• YOUR TASK:
Take the lines from the beginning of the material through the line containing "string; text: string;" and retype them exactly, leaving the pictures out.

• RECORDED INFORMATION:
-- -- --

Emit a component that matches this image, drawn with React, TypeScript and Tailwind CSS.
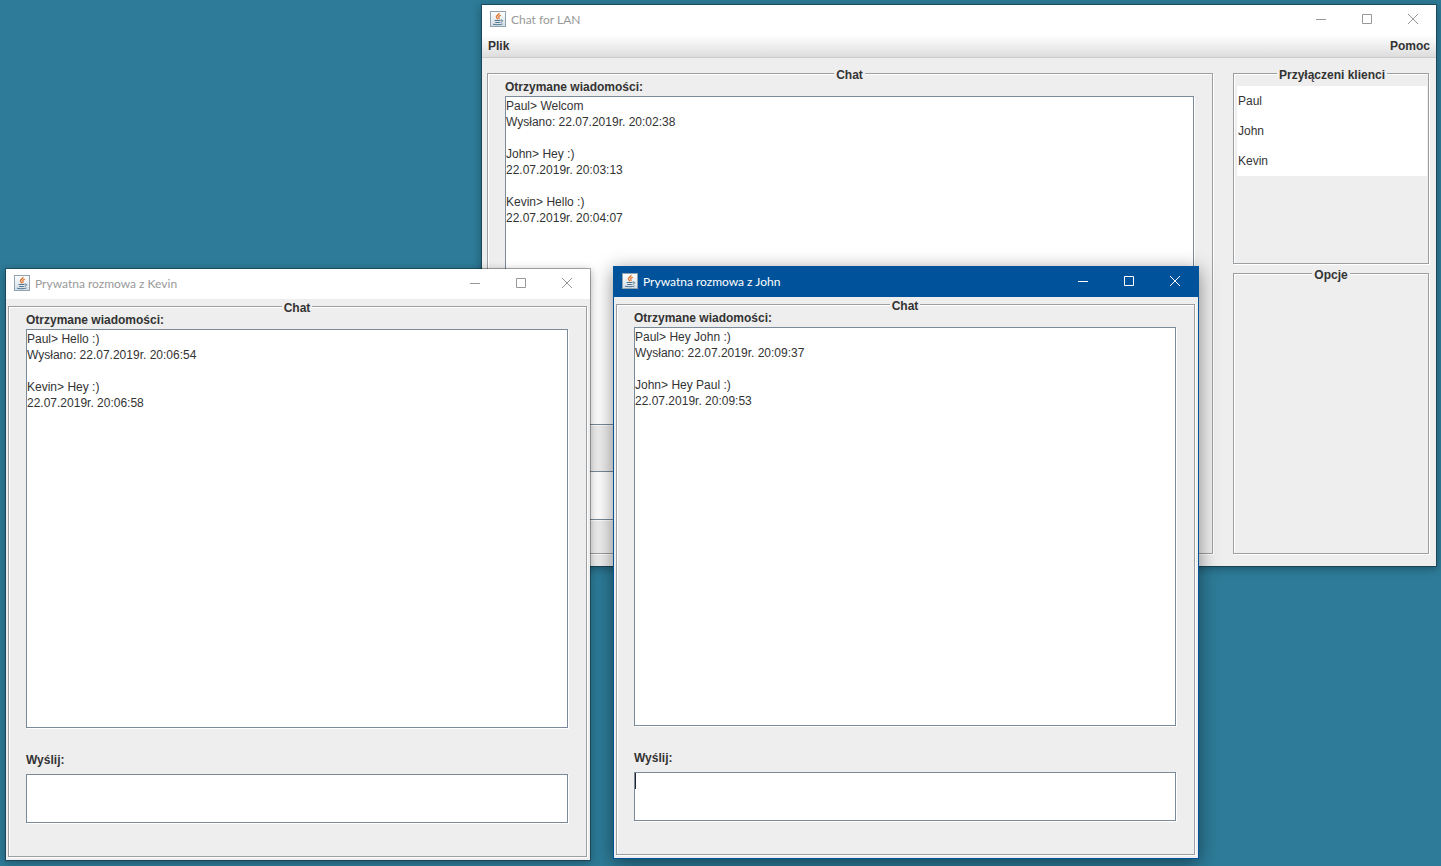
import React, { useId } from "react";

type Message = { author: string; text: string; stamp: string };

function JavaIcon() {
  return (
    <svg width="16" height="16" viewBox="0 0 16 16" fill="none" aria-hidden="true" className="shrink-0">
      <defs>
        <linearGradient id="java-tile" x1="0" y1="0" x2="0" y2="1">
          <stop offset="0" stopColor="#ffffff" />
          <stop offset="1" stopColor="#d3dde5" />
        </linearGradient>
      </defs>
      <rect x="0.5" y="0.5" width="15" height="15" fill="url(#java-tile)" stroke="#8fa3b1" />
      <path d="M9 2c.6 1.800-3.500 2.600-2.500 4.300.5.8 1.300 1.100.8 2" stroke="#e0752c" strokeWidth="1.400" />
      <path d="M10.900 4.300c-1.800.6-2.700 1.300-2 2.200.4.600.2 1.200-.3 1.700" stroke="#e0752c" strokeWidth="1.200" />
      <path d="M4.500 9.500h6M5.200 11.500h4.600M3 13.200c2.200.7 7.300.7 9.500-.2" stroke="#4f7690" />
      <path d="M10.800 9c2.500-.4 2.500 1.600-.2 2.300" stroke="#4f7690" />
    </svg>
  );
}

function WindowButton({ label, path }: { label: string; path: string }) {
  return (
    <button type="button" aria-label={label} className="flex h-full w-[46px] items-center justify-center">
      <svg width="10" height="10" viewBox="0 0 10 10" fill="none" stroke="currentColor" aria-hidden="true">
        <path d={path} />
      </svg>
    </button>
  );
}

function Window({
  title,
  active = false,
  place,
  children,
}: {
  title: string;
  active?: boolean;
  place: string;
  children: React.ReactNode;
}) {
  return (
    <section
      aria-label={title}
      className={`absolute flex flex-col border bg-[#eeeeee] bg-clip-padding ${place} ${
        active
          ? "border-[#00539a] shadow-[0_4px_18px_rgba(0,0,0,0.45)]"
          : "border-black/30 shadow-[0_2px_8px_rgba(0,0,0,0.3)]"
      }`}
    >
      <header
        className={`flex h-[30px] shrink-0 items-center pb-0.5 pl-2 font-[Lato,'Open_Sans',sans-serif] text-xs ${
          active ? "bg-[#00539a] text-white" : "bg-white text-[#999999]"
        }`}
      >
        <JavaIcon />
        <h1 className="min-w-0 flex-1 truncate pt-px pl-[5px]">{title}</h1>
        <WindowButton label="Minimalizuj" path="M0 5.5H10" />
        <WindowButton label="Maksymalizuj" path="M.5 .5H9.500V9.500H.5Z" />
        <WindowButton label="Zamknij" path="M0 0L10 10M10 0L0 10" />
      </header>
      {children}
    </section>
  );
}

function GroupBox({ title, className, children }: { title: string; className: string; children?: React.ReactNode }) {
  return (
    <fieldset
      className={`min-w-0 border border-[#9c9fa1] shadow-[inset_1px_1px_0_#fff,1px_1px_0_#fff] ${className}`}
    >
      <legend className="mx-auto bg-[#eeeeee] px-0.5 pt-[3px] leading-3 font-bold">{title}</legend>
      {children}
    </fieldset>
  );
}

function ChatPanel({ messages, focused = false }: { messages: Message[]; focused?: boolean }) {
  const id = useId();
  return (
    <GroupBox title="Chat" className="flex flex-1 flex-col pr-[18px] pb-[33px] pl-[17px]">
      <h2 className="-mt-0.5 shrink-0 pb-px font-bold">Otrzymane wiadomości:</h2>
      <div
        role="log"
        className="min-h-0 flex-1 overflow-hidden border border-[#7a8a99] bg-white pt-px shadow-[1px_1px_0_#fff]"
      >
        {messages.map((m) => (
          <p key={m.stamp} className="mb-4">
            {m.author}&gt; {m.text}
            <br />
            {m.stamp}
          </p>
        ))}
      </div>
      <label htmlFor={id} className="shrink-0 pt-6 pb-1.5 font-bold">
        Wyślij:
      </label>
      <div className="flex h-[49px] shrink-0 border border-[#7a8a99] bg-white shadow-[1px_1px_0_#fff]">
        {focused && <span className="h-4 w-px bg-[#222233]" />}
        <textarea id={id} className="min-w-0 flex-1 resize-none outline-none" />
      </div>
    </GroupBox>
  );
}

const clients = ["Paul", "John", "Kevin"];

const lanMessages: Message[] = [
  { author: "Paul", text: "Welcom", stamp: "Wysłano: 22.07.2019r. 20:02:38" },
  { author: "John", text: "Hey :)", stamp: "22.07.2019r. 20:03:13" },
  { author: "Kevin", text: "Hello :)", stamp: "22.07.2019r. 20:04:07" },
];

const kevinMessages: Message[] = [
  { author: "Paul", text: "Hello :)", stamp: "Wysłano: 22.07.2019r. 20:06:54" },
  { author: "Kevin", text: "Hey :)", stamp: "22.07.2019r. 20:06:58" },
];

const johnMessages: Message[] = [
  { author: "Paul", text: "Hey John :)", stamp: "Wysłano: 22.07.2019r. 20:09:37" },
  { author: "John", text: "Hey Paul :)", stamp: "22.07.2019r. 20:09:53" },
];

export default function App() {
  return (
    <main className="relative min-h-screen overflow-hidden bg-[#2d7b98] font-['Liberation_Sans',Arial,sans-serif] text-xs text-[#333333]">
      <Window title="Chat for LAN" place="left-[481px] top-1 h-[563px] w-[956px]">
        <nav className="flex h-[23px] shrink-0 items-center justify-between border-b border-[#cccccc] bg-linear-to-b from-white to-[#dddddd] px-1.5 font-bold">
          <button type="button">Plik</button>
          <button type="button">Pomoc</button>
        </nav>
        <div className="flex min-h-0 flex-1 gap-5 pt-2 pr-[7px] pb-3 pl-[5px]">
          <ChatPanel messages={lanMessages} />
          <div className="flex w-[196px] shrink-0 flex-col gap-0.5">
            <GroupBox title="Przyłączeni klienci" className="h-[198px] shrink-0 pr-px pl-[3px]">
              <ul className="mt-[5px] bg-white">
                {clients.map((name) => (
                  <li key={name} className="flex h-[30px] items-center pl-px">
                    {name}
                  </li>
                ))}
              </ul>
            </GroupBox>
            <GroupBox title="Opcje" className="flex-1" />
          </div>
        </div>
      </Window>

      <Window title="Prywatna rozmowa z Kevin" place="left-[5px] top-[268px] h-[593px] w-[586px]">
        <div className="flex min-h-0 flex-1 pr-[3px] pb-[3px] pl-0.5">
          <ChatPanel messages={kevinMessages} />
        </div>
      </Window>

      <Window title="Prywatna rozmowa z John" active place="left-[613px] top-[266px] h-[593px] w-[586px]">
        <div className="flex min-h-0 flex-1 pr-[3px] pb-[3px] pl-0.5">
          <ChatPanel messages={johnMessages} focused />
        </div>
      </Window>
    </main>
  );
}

-- -- --

• ANSWER TO THIS PROBLEM:
Emit a component that matches this image, drawn with React, TypeScript and Tailwind CSS.
import React, { useId } from "react";

type Message = { author: string; text: string; stamp: string };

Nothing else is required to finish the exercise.